### What to produce
Your answer is a single number: how many lines hold the word "screenshot"?

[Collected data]
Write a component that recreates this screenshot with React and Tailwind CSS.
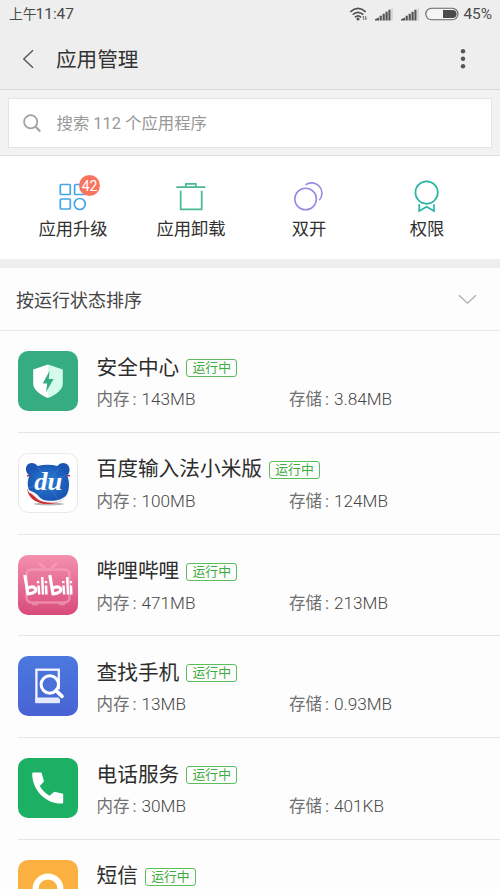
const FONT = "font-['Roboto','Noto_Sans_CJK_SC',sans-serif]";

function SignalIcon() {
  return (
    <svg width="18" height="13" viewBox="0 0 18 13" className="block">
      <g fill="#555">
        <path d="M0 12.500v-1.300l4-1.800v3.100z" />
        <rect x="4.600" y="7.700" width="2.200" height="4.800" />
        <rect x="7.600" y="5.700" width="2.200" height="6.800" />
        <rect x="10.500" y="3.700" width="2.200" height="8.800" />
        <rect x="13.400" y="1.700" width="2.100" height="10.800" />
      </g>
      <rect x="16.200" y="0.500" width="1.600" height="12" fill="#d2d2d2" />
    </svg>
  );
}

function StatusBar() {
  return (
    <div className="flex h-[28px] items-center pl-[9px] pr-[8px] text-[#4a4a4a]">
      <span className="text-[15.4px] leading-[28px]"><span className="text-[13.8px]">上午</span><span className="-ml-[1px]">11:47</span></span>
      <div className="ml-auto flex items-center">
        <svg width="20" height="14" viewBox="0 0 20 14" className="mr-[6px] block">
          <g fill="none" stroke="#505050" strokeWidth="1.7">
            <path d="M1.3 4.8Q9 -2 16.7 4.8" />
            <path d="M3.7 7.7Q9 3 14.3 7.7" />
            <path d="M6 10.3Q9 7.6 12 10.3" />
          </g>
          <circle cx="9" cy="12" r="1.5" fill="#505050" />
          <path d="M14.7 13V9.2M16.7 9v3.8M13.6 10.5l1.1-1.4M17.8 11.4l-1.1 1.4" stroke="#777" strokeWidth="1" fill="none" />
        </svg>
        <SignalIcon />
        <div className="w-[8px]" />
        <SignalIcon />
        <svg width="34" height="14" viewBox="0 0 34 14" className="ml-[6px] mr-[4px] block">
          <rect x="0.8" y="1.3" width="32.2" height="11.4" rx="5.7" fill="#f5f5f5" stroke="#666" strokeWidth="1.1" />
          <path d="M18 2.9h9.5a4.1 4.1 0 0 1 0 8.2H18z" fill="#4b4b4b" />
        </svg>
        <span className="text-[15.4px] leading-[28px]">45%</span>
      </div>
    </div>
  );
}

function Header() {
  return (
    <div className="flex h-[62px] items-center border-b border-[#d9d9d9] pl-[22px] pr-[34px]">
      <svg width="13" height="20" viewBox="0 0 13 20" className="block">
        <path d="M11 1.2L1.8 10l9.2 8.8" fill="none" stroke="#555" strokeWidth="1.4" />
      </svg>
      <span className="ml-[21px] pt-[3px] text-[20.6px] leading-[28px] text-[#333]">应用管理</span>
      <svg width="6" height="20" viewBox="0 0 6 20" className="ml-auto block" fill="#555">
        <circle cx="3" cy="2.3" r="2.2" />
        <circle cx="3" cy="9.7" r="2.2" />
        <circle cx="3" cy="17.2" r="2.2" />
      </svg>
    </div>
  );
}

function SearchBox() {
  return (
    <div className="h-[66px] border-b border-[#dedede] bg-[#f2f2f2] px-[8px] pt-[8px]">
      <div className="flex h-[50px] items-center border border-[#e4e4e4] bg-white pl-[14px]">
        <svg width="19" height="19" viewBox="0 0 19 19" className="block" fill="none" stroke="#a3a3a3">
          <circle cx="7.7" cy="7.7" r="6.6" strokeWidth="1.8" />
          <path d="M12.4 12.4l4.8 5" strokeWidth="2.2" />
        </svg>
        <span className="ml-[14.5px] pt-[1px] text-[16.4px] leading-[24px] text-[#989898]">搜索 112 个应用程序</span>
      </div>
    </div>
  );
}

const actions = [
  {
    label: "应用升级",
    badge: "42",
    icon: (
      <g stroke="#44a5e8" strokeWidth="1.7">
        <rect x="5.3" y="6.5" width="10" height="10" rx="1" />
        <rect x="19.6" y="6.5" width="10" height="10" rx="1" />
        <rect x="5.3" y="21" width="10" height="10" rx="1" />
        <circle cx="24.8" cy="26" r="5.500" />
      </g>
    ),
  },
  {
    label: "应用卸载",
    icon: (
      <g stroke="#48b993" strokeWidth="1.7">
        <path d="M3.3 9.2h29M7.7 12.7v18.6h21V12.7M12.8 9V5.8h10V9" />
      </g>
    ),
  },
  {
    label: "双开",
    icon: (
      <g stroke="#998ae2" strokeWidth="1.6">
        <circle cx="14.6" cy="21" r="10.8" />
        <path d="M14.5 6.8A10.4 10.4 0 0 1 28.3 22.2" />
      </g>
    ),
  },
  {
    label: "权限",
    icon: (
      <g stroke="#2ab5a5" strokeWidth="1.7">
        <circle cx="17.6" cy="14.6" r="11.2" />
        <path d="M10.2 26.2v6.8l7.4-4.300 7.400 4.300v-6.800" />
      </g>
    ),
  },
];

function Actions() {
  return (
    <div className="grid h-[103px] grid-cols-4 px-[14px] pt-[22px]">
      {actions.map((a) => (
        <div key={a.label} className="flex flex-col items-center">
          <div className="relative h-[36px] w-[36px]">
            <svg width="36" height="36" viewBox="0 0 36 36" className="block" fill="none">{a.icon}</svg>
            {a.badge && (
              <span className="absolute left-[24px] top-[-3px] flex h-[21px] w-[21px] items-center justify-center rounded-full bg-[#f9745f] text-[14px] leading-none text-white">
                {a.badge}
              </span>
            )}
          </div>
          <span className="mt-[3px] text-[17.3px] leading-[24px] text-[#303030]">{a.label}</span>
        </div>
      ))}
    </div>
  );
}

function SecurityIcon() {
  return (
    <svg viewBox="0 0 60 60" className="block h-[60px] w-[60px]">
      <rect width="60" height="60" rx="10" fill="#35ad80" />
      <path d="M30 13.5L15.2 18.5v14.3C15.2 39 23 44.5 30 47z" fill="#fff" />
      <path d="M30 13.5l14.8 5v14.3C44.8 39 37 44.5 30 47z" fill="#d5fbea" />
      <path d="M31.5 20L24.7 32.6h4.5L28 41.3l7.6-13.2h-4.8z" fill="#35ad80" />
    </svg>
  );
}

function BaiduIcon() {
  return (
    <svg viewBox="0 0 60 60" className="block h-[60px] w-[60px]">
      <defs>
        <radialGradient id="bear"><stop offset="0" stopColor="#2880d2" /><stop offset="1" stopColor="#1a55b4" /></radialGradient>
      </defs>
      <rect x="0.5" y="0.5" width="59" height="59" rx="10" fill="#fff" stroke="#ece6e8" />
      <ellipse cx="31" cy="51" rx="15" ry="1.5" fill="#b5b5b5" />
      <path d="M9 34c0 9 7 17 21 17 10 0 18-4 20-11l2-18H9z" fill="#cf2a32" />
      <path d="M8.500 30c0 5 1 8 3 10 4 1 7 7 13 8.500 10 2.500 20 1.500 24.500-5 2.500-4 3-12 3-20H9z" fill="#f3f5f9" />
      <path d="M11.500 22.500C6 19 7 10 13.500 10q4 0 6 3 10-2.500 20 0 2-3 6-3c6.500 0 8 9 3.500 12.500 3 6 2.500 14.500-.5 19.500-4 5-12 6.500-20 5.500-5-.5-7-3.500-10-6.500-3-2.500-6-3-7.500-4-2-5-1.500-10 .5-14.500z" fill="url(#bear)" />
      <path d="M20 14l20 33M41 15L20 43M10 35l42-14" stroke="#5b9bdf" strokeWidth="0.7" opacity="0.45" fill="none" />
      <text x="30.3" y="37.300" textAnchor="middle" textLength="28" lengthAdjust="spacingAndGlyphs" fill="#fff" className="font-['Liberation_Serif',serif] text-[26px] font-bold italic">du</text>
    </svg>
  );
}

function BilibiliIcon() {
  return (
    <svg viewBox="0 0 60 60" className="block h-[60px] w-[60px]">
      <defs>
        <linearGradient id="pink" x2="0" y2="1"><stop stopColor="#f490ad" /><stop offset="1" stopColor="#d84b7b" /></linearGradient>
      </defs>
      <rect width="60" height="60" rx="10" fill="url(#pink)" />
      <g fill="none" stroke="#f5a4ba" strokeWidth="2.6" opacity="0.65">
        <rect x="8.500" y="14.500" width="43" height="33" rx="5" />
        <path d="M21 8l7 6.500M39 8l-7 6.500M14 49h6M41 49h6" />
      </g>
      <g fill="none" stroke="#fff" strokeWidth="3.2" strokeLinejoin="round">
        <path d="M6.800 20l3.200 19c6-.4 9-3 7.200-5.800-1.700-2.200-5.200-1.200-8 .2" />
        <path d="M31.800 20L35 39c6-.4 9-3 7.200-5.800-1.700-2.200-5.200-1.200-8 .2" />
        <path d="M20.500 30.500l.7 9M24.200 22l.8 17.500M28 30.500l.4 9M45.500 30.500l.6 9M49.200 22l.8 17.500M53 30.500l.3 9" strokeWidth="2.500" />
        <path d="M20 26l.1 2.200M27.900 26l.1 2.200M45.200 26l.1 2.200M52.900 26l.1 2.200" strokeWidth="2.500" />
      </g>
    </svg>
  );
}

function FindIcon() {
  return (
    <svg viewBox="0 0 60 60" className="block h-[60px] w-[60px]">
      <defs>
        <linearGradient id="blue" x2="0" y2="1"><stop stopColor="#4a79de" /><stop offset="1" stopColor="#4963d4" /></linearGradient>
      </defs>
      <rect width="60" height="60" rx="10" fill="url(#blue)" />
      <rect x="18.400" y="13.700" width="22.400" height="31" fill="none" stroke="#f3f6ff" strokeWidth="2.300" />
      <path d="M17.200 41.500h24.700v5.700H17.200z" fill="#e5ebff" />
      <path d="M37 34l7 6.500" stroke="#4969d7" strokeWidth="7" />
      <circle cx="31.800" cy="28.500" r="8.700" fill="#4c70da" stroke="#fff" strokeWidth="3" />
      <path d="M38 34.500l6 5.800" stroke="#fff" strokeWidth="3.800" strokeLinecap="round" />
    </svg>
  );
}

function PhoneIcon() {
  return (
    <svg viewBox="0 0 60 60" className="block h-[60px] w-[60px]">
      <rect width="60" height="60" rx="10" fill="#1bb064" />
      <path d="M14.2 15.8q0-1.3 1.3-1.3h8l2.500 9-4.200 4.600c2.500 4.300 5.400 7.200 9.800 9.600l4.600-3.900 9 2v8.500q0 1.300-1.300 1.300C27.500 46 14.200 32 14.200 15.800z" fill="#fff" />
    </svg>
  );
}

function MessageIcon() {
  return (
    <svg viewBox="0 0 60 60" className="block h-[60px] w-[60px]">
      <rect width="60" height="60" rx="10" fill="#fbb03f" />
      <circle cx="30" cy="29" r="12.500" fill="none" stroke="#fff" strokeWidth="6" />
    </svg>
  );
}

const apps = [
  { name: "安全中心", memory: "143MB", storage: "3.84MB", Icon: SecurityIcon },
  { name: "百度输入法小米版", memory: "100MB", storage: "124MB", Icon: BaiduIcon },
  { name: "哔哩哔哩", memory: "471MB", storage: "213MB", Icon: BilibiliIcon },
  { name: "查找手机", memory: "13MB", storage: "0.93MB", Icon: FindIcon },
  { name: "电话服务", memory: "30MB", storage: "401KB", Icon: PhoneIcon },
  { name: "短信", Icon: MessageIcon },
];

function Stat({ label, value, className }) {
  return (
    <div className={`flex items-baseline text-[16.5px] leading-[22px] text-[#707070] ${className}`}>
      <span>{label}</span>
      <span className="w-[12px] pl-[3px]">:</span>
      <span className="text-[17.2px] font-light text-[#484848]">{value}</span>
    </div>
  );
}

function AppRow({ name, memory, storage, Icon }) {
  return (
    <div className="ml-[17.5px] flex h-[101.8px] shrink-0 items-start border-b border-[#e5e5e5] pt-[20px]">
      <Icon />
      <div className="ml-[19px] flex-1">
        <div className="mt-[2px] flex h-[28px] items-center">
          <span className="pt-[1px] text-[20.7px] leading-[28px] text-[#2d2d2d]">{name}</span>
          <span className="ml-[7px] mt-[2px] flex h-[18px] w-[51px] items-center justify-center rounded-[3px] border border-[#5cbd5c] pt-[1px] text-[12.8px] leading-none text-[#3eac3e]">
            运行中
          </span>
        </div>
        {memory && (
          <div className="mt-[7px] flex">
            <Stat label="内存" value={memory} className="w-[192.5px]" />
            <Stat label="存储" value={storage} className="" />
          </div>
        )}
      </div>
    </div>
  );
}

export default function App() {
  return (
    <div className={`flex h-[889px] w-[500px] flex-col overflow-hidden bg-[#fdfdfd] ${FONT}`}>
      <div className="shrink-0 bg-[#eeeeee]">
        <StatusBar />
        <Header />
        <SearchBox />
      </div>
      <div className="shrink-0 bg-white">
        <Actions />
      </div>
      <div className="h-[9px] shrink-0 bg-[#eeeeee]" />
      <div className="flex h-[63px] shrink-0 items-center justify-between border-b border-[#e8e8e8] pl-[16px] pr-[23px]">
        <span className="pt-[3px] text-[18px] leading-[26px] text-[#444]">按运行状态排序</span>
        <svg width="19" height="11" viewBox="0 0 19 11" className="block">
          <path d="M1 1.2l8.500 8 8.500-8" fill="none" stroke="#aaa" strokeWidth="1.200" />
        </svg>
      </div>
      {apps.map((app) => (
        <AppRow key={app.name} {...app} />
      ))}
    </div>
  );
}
==
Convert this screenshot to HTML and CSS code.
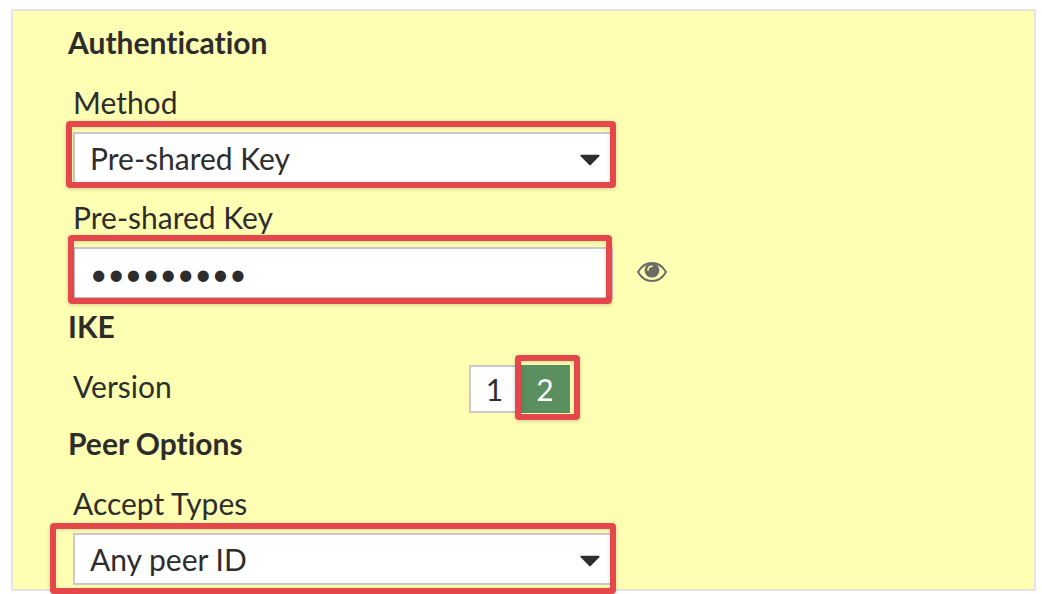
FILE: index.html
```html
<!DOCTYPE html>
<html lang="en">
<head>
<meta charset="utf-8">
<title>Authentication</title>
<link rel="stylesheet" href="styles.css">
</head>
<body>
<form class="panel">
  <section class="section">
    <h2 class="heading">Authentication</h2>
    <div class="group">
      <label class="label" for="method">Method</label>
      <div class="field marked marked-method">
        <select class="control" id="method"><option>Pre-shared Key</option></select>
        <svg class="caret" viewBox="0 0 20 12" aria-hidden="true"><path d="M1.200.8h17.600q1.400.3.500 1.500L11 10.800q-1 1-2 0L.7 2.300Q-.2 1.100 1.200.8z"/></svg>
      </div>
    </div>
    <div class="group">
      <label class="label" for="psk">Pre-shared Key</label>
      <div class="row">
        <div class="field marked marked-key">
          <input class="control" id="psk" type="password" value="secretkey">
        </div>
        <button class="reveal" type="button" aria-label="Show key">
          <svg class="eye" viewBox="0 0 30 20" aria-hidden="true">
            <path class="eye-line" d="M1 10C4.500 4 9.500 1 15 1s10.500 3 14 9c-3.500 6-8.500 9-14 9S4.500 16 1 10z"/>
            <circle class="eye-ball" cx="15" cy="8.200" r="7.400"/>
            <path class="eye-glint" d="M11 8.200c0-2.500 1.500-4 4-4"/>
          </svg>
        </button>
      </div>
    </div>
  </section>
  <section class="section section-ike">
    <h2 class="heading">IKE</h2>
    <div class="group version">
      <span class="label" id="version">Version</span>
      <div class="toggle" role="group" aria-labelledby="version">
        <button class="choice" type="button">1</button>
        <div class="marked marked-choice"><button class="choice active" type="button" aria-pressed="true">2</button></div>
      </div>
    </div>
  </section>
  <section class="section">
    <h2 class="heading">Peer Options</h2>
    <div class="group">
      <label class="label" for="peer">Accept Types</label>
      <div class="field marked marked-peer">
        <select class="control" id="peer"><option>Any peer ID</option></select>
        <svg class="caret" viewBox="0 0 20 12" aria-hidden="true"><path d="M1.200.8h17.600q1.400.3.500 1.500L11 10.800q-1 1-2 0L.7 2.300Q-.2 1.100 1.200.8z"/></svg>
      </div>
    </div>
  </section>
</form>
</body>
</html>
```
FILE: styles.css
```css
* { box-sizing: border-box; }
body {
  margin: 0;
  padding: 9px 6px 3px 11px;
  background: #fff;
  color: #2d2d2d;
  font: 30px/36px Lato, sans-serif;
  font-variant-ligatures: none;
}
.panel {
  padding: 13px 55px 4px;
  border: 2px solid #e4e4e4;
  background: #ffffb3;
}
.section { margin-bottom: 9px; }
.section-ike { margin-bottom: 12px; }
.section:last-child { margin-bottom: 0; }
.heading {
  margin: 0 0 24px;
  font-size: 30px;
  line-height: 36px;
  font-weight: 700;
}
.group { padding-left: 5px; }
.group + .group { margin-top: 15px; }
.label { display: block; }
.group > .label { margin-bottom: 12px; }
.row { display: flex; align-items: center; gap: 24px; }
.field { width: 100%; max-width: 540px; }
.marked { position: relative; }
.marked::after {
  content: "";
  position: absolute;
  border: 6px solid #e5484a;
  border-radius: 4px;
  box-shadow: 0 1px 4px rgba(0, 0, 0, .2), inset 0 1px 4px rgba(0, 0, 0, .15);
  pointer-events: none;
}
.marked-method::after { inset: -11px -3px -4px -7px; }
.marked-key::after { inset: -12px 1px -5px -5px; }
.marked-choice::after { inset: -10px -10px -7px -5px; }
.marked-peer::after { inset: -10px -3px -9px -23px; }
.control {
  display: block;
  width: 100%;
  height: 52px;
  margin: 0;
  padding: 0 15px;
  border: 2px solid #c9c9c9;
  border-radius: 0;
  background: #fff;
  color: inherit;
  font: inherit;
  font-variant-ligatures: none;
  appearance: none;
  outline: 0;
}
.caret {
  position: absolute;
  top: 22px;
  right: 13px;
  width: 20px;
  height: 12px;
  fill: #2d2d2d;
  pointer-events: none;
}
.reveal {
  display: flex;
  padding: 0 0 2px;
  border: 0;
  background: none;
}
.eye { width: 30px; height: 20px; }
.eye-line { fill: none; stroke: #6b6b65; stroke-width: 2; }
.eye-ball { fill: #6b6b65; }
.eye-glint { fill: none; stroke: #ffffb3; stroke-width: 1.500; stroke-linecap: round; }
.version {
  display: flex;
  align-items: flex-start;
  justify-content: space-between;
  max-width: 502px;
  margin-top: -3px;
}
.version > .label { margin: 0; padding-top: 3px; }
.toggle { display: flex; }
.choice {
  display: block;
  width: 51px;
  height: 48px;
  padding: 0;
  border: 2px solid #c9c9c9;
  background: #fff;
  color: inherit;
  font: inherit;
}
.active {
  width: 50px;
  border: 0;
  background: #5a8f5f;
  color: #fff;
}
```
--
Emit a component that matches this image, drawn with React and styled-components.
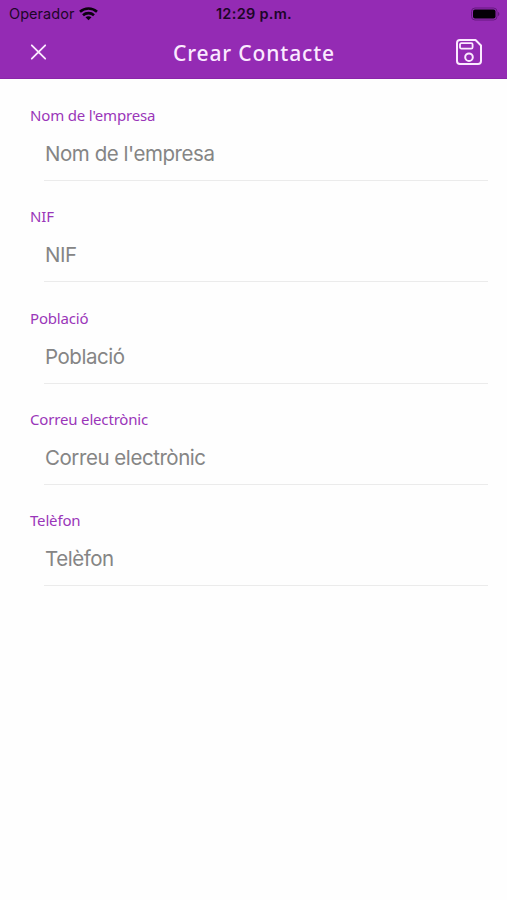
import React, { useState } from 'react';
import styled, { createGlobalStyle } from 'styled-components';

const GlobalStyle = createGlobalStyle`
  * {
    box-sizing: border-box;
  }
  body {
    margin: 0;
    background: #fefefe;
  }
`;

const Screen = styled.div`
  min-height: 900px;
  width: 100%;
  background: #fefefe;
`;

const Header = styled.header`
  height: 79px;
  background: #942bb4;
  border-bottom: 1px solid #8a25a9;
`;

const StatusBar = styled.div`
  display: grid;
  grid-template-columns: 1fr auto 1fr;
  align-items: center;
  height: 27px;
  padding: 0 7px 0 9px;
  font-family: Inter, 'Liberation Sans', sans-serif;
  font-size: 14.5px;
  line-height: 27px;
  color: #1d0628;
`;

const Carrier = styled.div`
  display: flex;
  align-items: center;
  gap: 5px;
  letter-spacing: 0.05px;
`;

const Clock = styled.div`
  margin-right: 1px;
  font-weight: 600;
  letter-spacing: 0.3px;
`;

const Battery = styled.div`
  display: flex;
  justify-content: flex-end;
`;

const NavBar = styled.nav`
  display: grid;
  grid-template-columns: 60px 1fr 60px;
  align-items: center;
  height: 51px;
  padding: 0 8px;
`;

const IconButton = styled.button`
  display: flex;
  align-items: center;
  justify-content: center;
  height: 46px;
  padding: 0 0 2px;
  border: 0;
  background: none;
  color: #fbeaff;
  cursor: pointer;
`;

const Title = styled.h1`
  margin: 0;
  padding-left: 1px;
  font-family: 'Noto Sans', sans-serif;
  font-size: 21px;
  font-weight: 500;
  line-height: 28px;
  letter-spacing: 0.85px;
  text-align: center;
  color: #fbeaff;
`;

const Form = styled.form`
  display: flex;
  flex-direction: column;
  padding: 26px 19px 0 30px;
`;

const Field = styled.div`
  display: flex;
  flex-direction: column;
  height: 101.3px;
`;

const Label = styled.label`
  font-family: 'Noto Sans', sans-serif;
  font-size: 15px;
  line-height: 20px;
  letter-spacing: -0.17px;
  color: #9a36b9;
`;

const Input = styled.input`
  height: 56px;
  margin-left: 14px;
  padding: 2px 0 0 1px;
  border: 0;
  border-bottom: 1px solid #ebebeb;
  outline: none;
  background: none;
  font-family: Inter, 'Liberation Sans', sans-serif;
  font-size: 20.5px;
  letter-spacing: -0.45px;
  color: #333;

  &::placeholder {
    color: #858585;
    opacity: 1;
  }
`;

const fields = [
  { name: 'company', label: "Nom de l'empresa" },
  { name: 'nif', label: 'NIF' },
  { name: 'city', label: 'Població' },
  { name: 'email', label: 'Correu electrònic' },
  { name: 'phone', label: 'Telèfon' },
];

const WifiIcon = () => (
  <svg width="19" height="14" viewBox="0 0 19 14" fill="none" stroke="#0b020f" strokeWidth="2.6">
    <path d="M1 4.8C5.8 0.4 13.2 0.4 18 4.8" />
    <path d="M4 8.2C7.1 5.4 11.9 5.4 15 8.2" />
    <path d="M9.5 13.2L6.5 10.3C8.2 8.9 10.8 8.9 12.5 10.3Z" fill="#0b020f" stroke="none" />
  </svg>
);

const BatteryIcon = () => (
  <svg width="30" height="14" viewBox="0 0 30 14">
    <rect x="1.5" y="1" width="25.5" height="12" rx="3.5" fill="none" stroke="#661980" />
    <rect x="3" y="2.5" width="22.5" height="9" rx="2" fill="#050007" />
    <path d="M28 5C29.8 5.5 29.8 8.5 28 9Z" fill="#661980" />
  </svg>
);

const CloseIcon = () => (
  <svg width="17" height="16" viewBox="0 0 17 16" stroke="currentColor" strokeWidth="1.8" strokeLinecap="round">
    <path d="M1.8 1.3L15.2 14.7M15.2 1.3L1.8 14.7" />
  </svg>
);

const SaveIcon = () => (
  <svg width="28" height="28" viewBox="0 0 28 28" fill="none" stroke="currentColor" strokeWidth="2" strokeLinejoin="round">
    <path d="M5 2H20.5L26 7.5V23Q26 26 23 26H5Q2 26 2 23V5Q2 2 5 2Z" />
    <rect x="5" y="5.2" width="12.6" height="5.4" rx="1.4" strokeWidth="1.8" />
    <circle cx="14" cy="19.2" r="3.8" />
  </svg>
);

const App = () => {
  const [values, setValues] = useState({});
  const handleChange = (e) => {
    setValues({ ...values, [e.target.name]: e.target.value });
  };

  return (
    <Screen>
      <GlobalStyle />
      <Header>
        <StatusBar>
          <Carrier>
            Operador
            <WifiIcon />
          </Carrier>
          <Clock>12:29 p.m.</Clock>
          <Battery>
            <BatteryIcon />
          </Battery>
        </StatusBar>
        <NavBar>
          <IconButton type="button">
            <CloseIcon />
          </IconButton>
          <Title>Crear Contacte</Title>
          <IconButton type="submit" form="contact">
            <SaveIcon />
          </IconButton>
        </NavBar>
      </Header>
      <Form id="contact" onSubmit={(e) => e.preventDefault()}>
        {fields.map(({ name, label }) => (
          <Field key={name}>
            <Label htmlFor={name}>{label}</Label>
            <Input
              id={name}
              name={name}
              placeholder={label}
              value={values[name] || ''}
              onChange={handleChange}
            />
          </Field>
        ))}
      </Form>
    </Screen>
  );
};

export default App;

### The result
2